VPN + HTTPS = 100% anonymous?

Twitter doesn't know the user

If you have ever used that browser to connect to Twitter outside of the VPN then it is possible that twitter have used cookies or (even in the case of a complete browser data wipe) browser fingerprinting to identify you. Even if they haven't you should assume their ad providers have.

no one can know who is the user, except the VPN provider.

Anyone with visibility of entrance nodes and exit nodes to the VPN (ISPs, state actors etc) can apply packet matching techniques to try and identify traffic flows.

You also have the risk of both Twitter and the VPN sharing the information they hold on you with other parties.

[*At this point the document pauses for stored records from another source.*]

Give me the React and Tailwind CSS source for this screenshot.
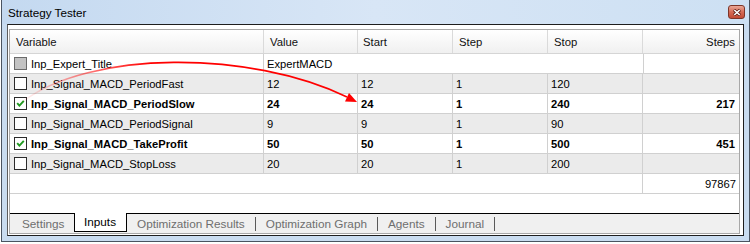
import React from "react";

const rows = [
  { name: "Inp_Signal_MACD_PeriodFast", v: "12", s: "12", st: "1", sp: "120", steps: "", checked: false, bold: false, gray: true },
  { name: "Inp_Signal_MACD_PeriodSlow", v: "24", s: "24", st: "1", sp: "240", steps: "217", checked: true, bold: true, gray: false },
  { name: "Inp_Signal_MACD_PeriodSignal", v: "9", s: "9", st: "1", sp: "90", steps: "", checked: false, bold: false, gray: true },
  { name: "Inp_Signal_MACD_TakeProfit", v: "50", s: "50", st: "1", sp: "500", steps: "451", checked: true, bold: true, gray: false },
  { name: "Inp_Signal_MACD_StopLoss", v: "20", s: "20", st: "1", sp: "200", steps: "", checked: false, bold: false, gray: true },
];

function Check({ checked, disabled }) {
  return (
    <span
      className={
        disabled
          ? "flex h-[13px] w-[13px] shrink-0 items-center justify-center border border-[#6a6a6a] bg-[#c3c3c3]"
          : "flex h-[13px] w-[13px] shrink-0 items-center justify-center border border-[#2c2c2c] bg-white"
      }
    >
      {checked && (
        <svg width="9" height="9" viewBox="0 0 9 9">
          <path d="M1.2 4.2 L3.4 6.6 L7.8 1.8" stroke="#1f9a1f" strokeWidth="1.9" fill="none" />
        </svg>
      )}
    </span>
  );
}

function Sep() {
  return <span className="h-[14px] w-[1px] shrink-0 bg-[#5a5a5a]" />;
}

export default function App() {
  return (
    <div className="relative h-[244px] w-[750px] bg-white font-['Liberation_Sans',Arial,sans-serif] text-black">
      <div className="ml-[1px] flex h-[242px] w-[749px] flex-col border-x border-b border-[#4a5461] bg-[#c9dcf0]">
        {/* title bar */}
        <div className="flex h-[24px] shrink-0 items-start justify-between bg-linear-to-r from-[#c4d9f0] via-[#d8e6f6] to-[#cde0f3]">
          <span className="pl-[6px] pt-[5px] text-[11.7px] leading-[16px] text-black">Strategy Tester</span>
          <div className="mr-[4px] mt-[5px] flex h-[14px] w-[17px] items-center justify-center rounded-[3px] border border-[#7d3528] bg-linear-to-b from-[#eaa898] via-[#d46a55] to-[#c24a34]">
            <svg width="8" height="7" viewBox="0 0 8 7">
              <path d="M1 0.8 L7 6.2 M7 0.8 L1 6.2" stroke="#5a1d14" strokeWidth="3" fill="none" />
              <path d="M1.3 1 L6.7 6 M6.7 1 L1.3 6" stroke="#ffffff" strokeWidth="1.6" fill="none" />
            </svg>
          </div>
        </div>

        {/* client */}
        <div className="mx-[5px] flex h-[212px] shrink-0 flex-col border border-[#1e1e1e] border-l-[#5c5c5c] bg-white pb-[1px] pl-[1px] pr-[3px] pt-[4px]">
          <div className="flex flex-1 flex-col border border-[#a8a8a8]">
            {/* table */}
            <div className="flex flex-1 flex-col bg-white text-[11.2px] leading-[14px]">
              <div className="grid h-[24px] grid-cols-[254px_94px_95px_95px_95px_96px] border-b border-[#d5d5d5] bg-linear-to-b from-white to-[#f0f0f0] text-[11.3px] text-[#111]">
                <div className="flex items-center border-r border-[#dadada] pl-[6px]">Variable</div>
                <div className="flex items-center border-r border-[#dadada] pl-[6px]">Value</div>
                <div className="flex items-center border-r border-[#dadada] pl-[5px]">Start</div>
                <div className="flex items-center border-r border-[#dadada] pl-[6px]">Step</div>
                <div className="flex items-center border-r border-[#dadada] pl-[6px]">Stop</div>
                <div className="flex items-center justify-end pr-[4px]">Steps</div>
              </div>

              <div className="grid h-[20px] grid-cols-[254px_380px_95px] border-b border-[#d0d0d0] bg-white">
                <div className="flex items-center border-r border-[#d0d0d0] pl-[4px]">
                  <Check disabled />
                  <span className="ml-[4px]">Inp_Expert_Title</span>
                </div>
                <div className="flex items-center border-r border-[#d0d0d0] pl-[3px]">ExpertMACD</div>
                <div />
              </div>

              {rows.map((r) => (
                <div
                  key={r.name}
                  className={
                    (r.gray ? "bg-[#ebebeb] " : "bg-white ") +
                    (r.bold ? "font-bold " : "") +
                    "grid h-[20px] grid-cols-[254px_94px_95px_95px_95px_96px] border-b border-[#d0d0d0]"
                  }
                >
                  <div className="flex items-center border-r border-[#d0d0d0] pl-[4px]">
                    <Check checked={r.checked} />
                    <span className="ml-[4px]">{r.name}</span>
                  </div>
                  <div className="flex items-center border-r border-[#d0d0d0] pl-[3px]">{r.v}</div>
                  <div className="flex items-center border-r border-[#d0d0d0] pl-[3px]">{r.s}</div>
                  <div className="flex items-center border-r border-[#d0d0d0] pl-[3px]">{r.st}</div>
                  <div className="flex items-center border-r border-[#d0d0d0] pl-[3px]">{r.sp}</div>
                  <div className="flex items-center justify-end pr-[4px]">{r.steps}</div>
                </div>
              ))}

              <div className="grid h-[20px] grid-cols-[633px_96px] border-b border-[#d0d0d0] bg-white">
                <div className="border-r border-[#d0d0d0]" />
                <div className="flex items-center justify-end pr-[3px]">97867</div>
              </div>
            </div>

            {/* tabs */}
            <div className="flex h-[20px] shrink-0 items-stretch bg-[#f0f0f0] text-[11.75px] leading-[16px]">
              <div className="flex w-[64px] items-center border-t border-black pl-[12px] text-[#6e6e6e]">Settings</div>
              <div className="flex h-[19px] w-[53px] items-center border-x border-b border-black bg-white pl-[9px] text-black">
                Inputs
              </div>
              <div className="flex flex-1 items-center border-t border-black text-[#6e6e6e]">
                <span className="px-[10px]">Optimization Results</span>
                <Sep />
                <span className="px-[10px]">Optimization Graph</span>
                <Sep />
                <span className="px-[10px]">Agents</span>
                <Sep />
                <span className="px-[10px]">Journal</span>
                <Sep />
              </div>
            </div>
          </div>
        </div>
      </div>

      {/* annotation arrow */}
      <svg className="pointer-events-none absolute left-0 top-0" width="750" height="244" viewBox="0 0 750 244">
        <defs>
          <linearGradient id="fade" gradientUnits="userSpaceOnUse" x1="24" y1="0" x2="150" y2="0">
            <stop offset="0" stopColor="#ff0000" stopOpacity="0.04" />
            <stop offset="1" stopColor="#ff0000" stopOpacity="1" />
          </linearGradient>
        </defs>
        <path d="M22 102 C 90 50, 250 50, 347 97" stroke="url(#fade)" strokeWidth="1.6" fill="none" />
        <polygon points="357,102 345,101.5 349,93" fill="#ff0000" />
      </svg>
    </div>
  );
}
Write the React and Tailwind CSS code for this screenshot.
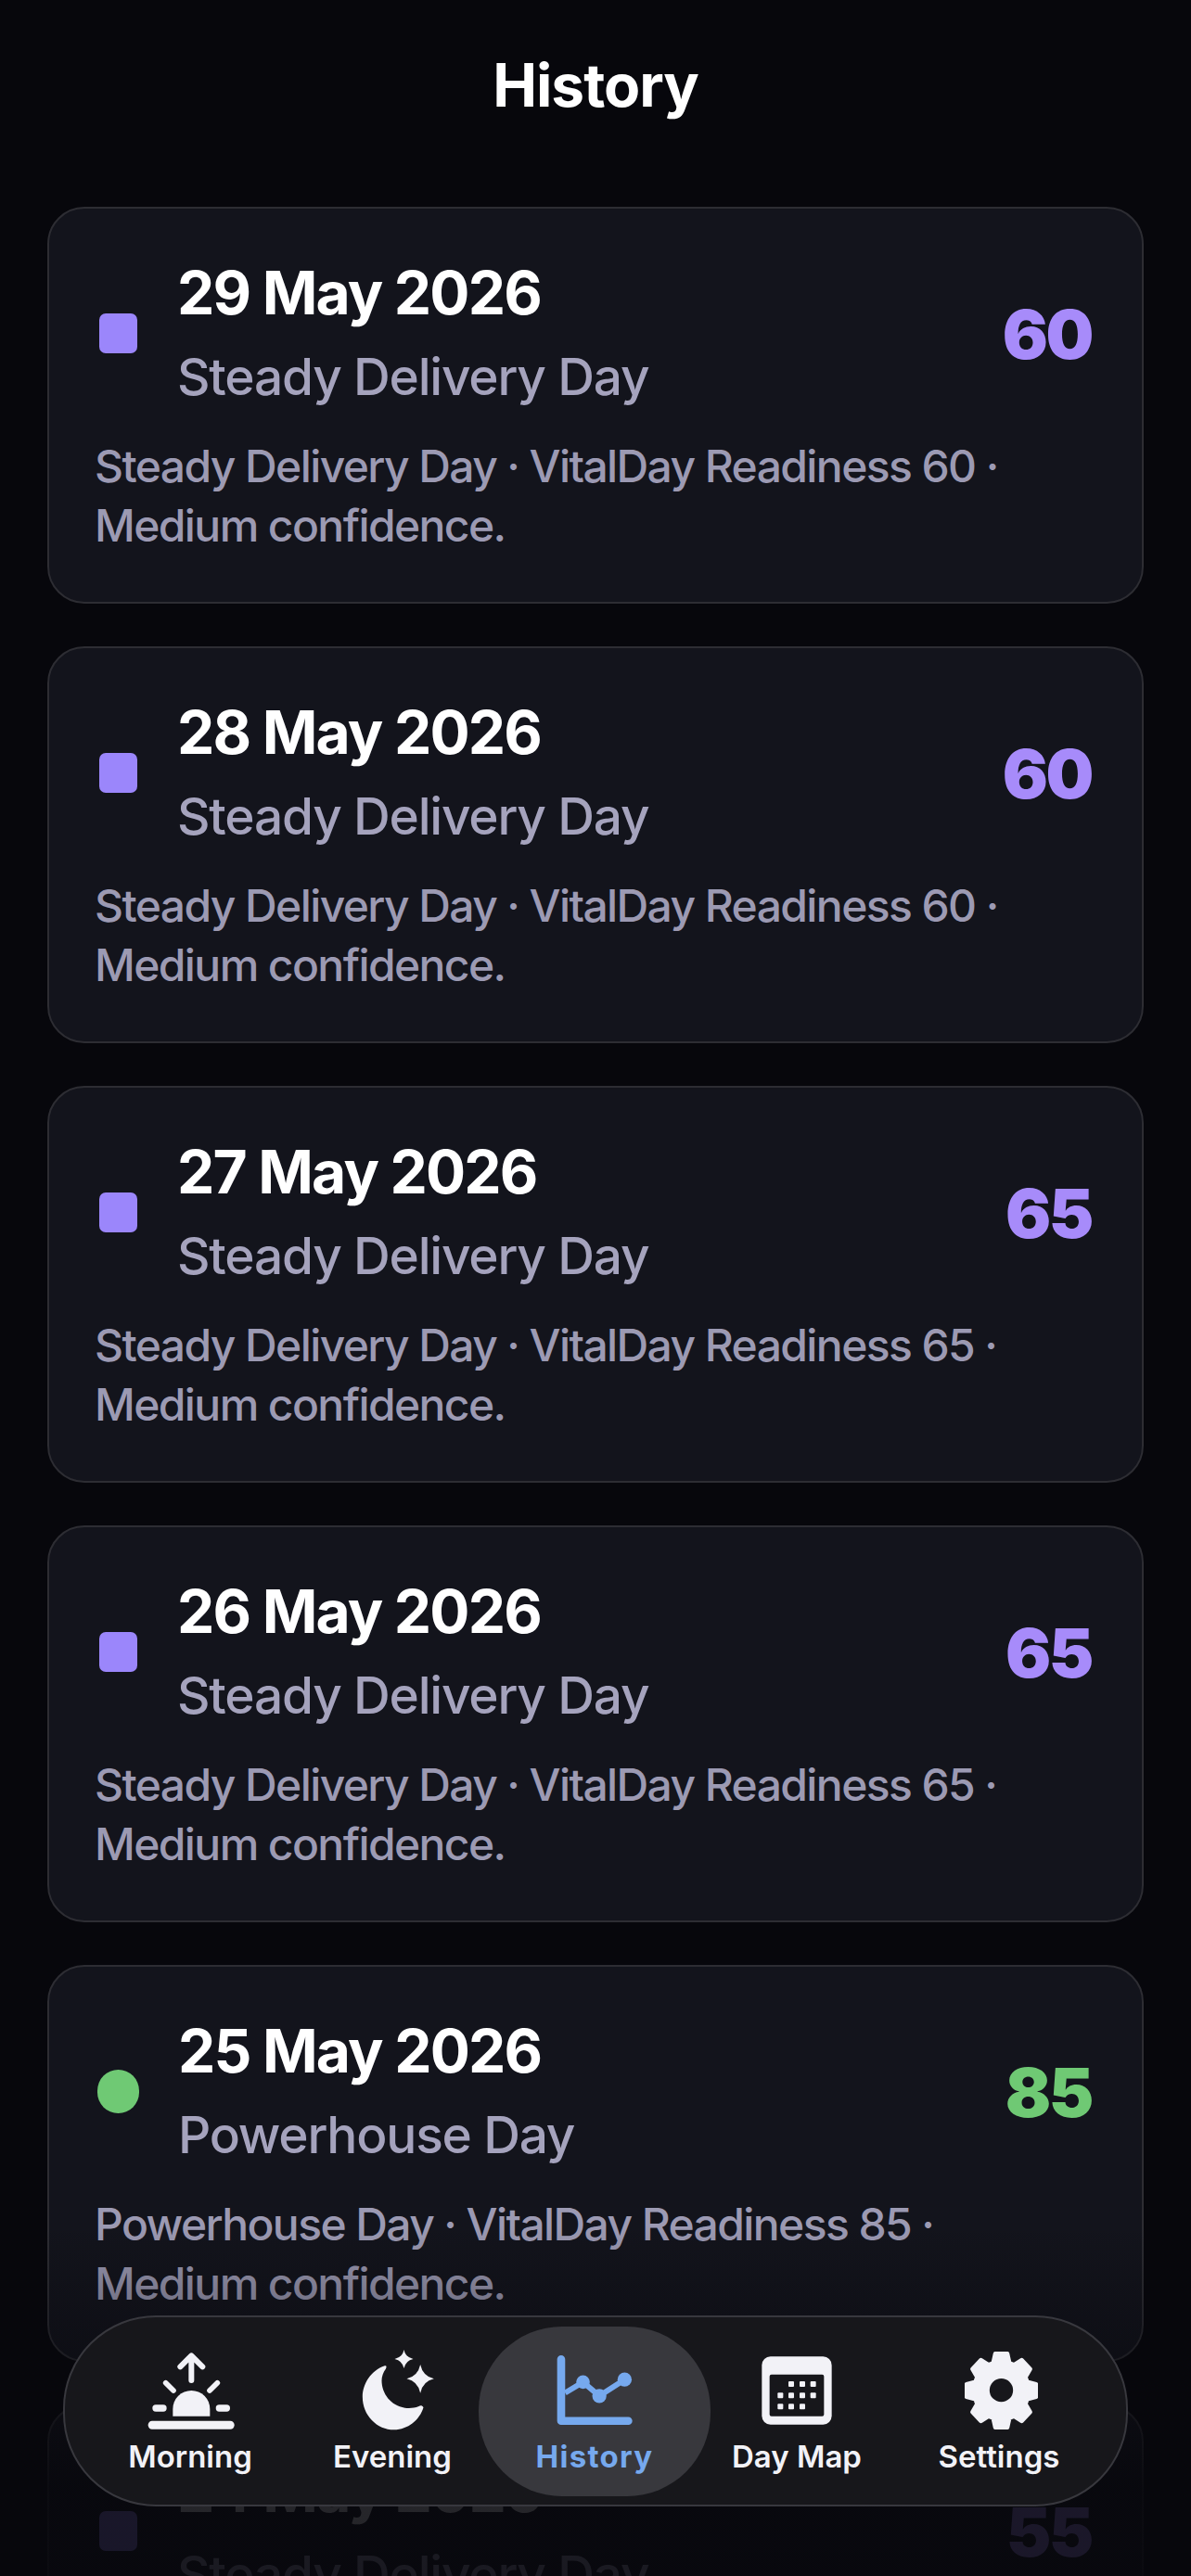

As Steffen points out, you are perhaps more anonymous that you would be without the VPN, however you are far from 100% anonymous.

  • Your web browser itself can reveal a tremendous amount of information about your computer, browser and other services you might be connected to. JavaScript has been used to de-anonymize people on Tor.
  • Things you post, and interactions you have while on social media can potentially be correlated back to you, especially if your OpSec is weak.
  • A DNS Leak could unmask you
  • If your VPN provider keeps connection logs and operates within a jurisdiction that would require them to turn over that information (or if they wilfully comply with LEA's) then you could be hosed.
  • If you slip up and land on the radar of a Law Enforcement Agency they can look up whether you had payments to your VPN provider, engage your ISP to correlate traffic from the ISP to the VPN to when posts were made on Twitter, etc

I don't know if you can ever be 100% anonymous on the internet, but if you can it requires more than HTTPS and a VPN connection.


Use of an VPN only means that Twitter can not determine details about the user from the IP address. It might though have other ways to get enough details about the user, for example from cross-domain user tracking (using third-party cookies and other techniques) which many sites employ.

Apart from that Twitter might determine that the IP address belongs to a specific VPN. And, if you broke laws while interacting with Twitter they might use the law to require the VPN to give detailed information about you. If the VPN provider keeps logs which user was assigned which IP address at which time they will probably provide these information to law enforcement too.